> **Goal**
Look through the data below and say how many of its lines contain "components", adding nothing else.

> **Data lines**
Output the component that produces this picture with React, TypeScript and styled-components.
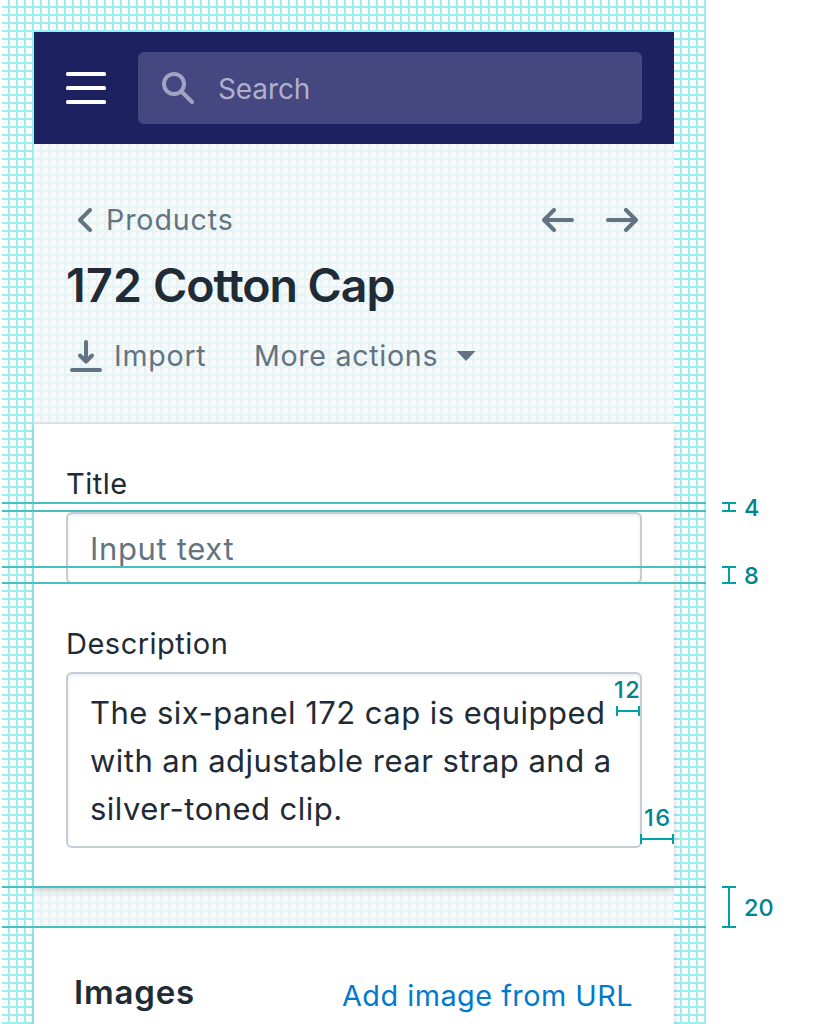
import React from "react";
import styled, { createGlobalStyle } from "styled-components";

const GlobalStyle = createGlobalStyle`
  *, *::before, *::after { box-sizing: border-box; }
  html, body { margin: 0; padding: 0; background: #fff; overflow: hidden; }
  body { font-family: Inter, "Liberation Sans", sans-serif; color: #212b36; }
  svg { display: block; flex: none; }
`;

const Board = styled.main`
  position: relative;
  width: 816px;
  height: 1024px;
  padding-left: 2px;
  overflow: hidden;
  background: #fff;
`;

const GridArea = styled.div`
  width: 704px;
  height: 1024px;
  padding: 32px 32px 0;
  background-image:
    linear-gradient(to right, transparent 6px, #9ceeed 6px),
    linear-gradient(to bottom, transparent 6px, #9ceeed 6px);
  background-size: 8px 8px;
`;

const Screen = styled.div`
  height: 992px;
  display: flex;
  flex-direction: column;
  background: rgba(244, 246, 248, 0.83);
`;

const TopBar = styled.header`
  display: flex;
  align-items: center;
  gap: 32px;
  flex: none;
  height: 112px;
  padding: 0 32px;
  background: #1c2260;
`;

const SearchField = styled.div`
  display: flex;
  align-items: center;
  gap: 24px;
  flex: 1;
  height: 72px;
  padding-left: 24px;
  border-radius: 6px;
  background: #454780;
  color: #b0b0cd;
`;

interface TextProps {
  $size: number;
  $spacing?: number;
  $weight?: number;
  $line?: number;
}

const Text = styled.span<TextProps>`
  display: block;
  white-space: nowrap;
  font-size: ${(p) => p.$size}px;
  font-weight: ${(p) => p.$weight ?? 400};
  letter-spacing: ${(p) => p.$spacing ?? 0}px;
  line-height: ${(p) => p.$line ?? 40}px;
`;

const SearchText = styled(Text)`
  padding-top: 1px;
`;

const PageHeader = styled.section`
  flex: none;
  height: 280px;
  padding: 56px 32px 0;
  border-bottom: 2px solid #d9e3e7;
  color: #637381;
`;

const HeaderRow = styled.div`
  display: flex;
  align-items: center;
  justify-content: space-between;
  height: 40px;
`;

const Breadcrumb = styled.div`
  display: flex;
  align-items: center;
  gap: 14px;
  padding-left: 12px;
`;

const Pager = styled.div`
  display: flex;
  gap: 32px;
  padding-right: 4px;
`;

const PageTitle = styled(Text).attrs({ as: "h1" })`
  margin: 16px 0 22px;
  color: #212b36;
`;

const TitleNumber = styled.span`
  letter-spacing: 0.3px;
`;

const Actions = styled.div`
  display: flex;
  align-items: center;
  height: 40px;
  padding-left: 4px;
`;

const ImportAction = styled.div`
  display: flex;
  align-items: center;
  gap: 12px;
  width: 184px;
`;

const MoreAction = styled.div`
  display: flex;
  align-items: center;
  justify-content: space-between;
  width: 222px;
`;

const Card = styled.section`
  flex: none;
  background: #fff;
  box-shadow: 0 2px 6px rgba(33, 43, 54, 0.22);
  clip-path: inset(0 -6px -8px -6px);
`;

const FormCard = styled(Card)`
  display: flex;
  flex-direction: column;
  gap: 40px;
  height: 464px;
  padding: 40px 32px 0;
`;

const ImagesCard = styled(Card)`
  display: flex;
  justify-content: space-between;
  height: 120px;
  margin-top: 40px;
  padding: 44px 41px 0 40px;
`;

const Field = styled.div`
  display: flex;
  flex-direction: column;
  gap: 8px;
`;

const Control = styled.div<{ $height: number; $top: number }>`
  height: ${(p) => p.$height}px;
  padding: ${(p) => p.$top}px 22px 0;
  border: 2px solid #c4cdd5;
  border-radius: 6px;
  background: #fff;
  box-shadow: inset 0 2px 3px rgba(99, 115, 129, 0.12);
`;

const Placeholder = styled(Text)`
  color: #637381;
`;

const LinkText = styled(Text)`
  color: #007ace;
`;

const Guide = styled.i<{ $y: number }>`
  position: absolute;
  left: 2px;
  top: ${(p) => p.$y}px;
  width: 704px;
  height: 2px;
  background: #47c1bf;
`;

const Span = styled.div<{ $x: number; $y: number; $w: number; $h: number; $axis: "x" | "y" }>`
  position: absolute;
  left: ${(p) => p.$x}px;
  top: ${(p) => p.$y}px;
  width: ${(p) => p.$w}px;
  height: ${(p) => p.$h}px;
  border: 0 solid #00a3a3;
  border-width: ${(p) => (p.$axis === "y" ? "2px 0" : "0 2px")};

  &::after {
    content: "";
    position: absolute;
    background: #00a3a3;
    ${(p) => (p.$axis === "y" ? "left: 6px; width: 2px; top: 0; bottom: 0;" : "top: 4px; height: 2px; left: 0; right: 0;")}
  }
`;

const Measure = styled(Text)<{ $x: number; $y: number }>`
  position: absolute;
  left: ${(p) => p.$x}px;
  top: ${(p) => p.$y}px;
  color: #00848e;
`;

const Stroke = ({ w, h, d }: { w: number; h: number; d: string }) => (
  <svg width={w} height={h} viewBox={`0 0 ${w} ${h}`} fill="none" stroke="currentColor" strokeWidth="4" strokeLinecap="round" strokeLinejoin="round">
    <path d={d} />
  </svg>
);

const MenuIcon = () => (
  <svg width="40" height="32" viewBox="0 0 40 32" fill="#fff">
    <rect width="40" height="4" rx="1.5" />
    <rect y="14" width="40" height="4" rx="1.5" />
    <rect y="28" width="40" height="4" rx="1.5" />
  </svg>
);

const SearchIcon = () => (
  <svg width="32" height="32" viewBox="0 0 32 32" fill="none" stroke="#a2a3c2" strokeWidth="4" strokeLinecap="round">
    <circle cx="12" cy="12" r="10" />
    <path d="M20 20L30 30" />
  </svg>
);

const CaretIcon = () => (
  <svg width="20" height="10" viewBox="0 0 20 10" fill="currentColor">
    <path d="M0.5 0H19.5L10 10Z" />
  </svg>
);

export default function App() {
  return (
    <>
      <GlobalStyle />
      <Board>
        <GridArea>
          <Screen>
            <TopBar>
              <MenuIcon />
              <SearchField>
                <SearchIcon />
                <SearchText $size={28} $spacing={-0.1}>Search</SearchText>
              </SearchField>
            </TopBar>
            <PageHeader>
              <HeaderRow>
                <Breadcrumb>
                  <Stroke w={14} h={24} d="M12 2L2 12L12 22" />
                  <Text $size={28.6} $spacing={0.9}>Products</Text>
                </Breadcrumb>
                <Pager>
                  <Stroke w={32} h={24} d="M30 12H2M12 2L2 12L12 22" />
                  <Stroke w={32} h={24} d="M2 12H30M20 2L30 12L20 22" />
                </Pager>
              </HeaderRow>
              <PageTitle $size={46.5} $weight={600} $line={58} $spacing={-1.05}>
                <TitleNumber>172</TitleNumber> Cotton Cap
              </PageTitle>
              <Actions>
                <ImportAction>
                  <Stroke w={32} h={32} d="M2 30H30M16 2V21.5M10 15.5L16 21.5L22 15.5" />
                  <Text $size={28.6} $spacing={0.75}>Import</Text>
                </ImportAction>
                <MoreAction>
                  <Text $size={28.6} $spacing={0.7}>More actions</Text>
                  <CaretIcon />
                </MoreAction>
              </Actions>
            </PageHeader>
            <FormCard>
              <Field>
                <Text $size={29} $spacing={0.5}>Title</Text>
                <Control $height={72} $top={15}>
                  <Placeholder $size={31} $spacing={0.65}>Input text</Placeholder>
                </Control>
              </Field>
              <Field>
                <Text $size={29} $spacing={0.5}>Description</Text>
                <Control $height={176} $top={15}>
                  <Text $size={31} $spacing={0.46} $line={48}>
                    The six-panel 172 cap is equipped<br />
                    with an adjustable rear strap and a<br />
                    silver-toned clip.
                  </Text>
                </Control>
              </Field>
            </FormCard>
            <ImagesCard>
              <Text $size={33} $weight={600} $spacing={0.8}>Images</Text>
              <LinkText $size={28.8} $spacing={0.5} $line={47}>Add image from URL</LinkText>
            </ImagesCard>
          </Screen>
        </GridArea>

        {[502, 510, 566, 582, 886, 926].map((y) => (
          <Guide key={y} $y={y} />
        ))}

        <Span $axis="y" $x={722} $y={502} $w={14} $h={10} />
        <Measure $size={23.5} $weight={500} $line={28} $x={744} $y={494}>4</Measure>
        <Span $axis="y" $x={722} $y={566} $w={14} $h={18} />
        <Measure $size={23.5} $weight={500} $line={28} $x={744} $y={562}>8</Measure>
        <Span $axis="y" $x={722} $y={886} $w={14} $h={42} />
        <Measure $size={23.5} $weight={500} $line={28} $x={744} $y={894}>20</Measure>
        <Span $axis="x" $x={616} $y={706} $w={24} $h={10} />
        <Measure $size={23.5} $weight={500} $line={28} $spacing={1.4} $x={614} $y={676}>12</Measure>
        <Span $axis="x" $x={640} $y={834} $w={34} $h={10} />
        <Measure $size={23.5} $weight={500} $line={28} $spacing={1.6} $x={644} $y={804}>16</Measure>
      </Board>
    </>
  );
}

> **Written solution**
2